TASK OBJECTIVE:
Reproduce the entries in full, with no changes.

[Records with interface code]
****

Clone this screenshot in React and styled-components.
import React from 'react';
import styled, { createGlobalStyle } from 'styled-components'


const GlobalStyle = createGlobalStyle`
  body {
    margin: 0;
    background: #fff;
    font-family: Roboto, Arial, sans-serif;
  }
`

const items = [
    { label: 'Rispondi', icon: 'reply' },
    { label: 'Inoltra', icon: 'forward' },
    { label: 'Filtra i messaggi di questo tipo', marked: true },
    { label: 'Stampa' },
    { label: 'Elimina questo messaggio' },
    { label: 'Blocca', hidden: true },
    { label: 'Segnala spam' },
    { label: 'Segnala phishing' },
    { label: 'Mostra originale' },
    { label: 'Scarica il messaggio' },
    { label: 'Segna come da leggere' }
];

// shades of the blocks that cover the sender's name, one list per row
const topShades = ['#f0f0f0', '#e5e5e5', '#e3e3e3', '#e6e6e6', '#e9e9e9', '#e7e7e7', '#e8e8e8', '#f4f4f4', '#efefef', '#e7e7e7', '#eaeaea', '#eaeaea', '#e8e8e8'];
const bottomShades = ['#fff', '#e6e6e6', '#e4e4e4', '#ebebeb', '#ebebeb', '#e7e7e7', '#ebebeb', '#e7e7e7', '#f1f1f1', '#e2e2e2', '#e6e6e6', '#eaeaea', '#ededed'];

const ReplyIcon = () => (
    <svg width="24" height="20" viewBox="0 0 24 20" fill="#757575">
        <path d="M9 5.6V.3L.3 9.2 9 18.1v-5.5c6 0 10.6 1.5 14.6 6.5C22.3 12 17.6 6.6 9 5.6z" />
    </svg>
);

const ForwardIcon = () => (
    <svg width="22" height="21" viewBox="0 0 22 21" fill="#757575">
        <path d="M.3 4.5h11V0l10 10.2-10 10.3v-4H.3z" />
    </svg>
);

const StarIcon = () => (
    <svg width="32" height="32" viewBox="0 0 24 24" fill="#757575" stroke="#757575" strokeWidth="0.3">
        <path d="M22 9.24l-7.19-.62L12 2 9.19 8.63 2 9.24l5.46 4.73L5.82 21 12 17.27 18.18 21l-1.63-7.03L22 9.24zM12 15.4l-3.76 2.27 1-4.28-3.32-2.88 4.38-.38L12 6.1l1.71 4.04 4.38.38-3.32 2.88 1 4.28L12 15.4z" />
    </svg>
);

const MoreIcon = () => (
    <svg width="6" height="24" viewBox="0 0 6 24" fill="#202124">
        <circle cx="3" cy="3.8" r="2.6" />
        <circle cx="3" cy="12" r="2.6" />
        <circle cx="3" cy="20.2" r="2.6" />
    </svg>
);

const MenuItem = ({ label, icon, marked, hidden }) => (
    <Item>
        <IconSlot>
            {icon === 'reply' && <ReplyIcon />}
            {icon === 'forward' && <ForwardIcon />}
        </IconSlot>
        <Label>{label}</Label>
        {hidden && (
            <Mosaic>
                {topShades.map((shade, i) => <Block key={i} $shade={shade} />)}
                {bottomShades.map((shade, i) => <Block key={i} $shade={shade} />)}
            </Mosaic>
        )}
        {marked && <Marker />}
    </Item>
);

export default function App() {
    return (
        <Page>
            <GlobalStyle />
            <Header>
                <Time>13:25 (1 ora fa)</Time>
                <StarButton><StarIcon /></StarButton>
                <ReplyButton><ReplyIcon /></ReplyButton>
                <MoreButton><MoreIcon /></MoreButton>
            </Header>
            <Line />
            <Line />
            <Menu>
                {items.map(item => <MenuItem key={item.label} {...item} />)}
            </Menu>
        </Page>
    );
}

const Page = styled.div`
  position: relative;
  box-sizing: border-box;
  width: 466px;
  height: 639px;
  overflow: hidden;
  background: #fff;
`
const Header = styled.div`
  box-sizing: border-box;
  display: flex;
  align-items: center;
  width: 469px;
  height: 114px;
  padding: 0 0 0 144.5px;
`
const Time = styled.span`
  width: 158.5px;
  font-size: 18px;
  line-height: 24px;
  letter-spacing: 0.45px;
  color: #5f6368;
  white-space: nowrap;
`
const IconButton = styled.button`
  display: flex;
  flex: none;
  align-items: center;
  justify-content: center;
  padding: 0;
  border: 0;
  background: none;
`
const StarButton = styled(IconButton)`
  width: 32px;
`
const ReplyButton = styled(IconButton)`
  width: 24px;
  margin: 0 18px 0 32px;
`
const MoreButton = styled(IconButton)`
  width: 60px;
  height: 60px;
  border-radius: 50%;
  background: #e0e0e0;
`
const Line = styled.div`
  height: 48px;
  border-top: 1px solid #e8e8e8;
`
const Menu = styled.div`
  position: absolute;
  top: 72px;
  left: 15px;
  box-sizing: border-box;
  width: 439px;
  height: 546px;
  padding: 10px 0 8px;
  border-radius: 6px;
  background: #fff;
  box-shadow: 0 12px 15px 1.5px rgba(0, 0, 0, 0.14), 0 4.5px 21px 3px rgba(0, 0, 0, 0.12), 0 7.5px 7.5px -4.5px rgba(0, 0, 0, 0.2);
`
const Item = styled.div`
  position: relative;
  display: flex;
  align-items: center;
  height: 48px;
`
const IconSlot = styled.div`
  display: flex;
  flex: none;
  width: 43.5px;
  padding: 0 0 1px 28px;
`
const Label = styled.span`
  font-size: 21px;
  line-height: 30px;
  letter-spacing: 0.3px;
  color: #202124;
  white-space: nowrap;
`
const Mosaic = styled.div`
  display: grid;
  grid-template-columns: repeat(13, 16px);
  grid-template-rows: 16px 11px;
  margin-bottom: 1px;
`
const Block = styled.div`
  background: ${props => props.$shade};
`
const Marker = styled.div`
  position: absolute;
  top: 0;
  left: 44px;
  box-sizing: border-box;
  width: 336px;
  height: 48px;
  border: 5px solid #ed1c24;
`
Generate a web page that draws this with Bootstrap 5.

****

REPLY:
Clone this screenshot in React and styled-components.
import React from 'react';
import styled, { createGlobalStyle } from 'styled-components'


const GlobalStyle = createGlobalStyle`
  body {
    margin: 0;
    background: #fff;
    font-family: Roboto, Arial, sans-serif;
  }
`

const items = [
    { label: 'Rispondi', icon: 'reply' },
    { label: 'Inoltra', icon: 'forward' },
    { label: 'Filtra i messaggi di questo tipo', marked: true },
    { label: 'Stampa' },
    { label: 'Elimina questo messaggio' },
    { label: 'Blocca', hidden: true },
    { label: 'Segnala spam' },
    { label: 'Segnala phishing' },
    { label: 'Mostra originale' },
    { label: 'Scarica il messaggio' },
    { label: 'Segna come da leggere' }
];

// shades of the blocks that cover the sender's name, one list per row
const topShades = ['#f0f0f0', '#e5e5e5', '#e3e3e3', '#e6e6e6', '#e9e9e9', '#e7e7e7', '#e8e8e8', '#f4f4f4', '#efefef', '#e7e7e7', '#eaeaea', '#eaeaea', '#e8e8e8'];
const bottomShades = ['#fff', '#e6e6e6', '#e4e4e4', '#ebebeb', '#ebebeb', '#e7e7e7', '#ebebeb', '#e7e7e7', '#f1f1f1', '#e2e2e2', '#e6e6e6', '#eaeaea', '#ededed'];

const ReplyIcon = () => (
    <svg width="24" height="20" viewBox="0 0 24 20" fill="#757575">
        <path d="M9 5.6V.3L.3 9.2 9 18.1v-5.5c6 0 10.6 1.5 14.6 6.5C22.3 12 17.6 6.6 9 5.6z" />
    </svg>
);

const ForwardIcon = () => (
    <svg width="22" height="21" viewBox="0 0 22 21" fill="#757575">
        <path d="M.3 4.5h11V0l10 10.2-10 10.3v-4H.3z" />
    </svg>
);

const StarIcon = () => (
    <svg width="32" height="32" viewBox="0 0 24 24" fill="#757575" stroke="#757575" strokeWidth="0.3">
        <path d="M22 9.24l-7.19-.62L12 2 9.19 8.63 2 9.24l5.46 4.73L5.82 21 12 17.27 18.18 21l-1.63-7.03L22 9.24zM12 15.4l-3.76 2.27 1-4.28-3.32-2.88 4.38-.38L12 6.1l1.71 4.04 4.38.38-3.32 2.88 1 4.28L12 15.4z" />
    </svg>
);

const MoreIcon = () => (
    <svg width="6" height="24" viewBox="0 0 6 24" fill="#202124">
        <circle cx="3" cy="3.8" r="2.6" />
        <circle cx="3" cy="12" r="2.6" />
        <circle cx="3" cy="20.2" r="2.6" />
    </svg>
);

const MenuItem = ({ label, icon, marked, hidden }) => (
    <Item>
        <IconSlot>
            {icon === 'reply' && <ReplyIcon />}
            {icon === 'forward' && <ForwardIcon />}
        </IconSlot>
        <Label>{label}</Label>
        {hidden && (
            <Mosaic>
                {topShades.map((shade, i) => <Block key={i} $shade={shade} />)}
                {bottomShades.map((shade, i) => <Block key={i} $shade={shade} />)}
            </Mosaic>
        )}
        {marked && <Marker />}
    </Item>
);

export default function App() {
    return (
        <Page>
            <GlobalStyle />
            <Header>
                <Time>13:25 (1 ora fa)</Time>
                <StarButton><StarIcon /></StarButton>
                <ReplyButton><ReplyIcon /></ReplyButton>
                <MoreButton><MoreIcon /></MoreButton>
            </Header>
            <Line />
            <Line />
            <Menu>
                {items.map(item => <MenuItem key={item.label} {...item} />)}
            </Menu>
        </Page>
    );
}

const Page = styled.div`
  position: relative;
  box-sizing: border-box;
  width: 466px;
  height: 639px;
  overflow: hidden;
  background: #fff;
`
const Header = styled.div`
  box-sizing: border-box;
  display: flex;
  align-items: center;
  width: 469px;
  height: 114px;
  padding: 0 0 0 144.5px;
`
const Time = styled.span`
  width: 158.5px;
  font-size: 18px;
  line-height: 24px;
  letter-spacing: 0.45px;
  color: #5f6368;
  white-space: nowrap;
`
const IconButton = styled.button`
  display: flex;
  flex: none;
  align-items: center;
  justify-content: center;
  padding: 0;
  border: 0;
  background: none;
`
const StarButton = styled(IconButton)`
  width: 32px;
`
const ReplyButton = styled(IconButton)`
  width: 24px;
  margin: 0 18px 0 32px;
`
const MoreButton = styled(IconButton)`
  width: 60px;
  height: 60px;
  border-radius: 50%;
  background: #e0e0e0;
`
const Line = styled.div`
  height: 48px;
  border-top: 1px solid #e8e8e8;
`
const Menu = styled.div`
  position: absolute;
  top: 72px;
  left: 15px;
  box-sizing: border-box;
  width: 439px;
  height: 546px;
  padding: 10px 0 8px;
  border-radius: 6px;
  background: #fff;
  box-shadow: 0 12px 15px 1.5px rgba(0, 0, 0, 0.14), 0 4.5px 21px 3px rgba(0, 0, 0, 0.12), 0 7.5px 7.5px -4.5px rgba(0, 0, 0, 0.2);
`
const Item = styled.div`
  position: relative;
  display: flex;
  align-items: center;
  height: 48px;
`
const IconSlot = styled.div`
  display: flex;
  flex: none;
  width: 43.5px;
  padding: 0 0 1px 28px;
`
const Label = styled.span`
  font-size: 21px;
  line-height: 30px;
  letter-spacing: 0.3px;
  color: #202124;
  white-space: nowrap;
`
const Mosaic = styled.div`
  display: grid;
  grid-template-columns: repeat(13, 16px);
  grid-template-rows: 16px 11px;
  margin-bottom: 1px;
`
const Block = styled.div`
  background: ${props => props.$shade};
`
const Marker = styled.div`
  position: absolute;
  top: 0;
  left: 44px;
  box-sizing: border-box;
  width: 336px;
  height: 48px;
  border: 5px solid #ed1c24;
`
Generate a web page that draws this with Bootstrap 5.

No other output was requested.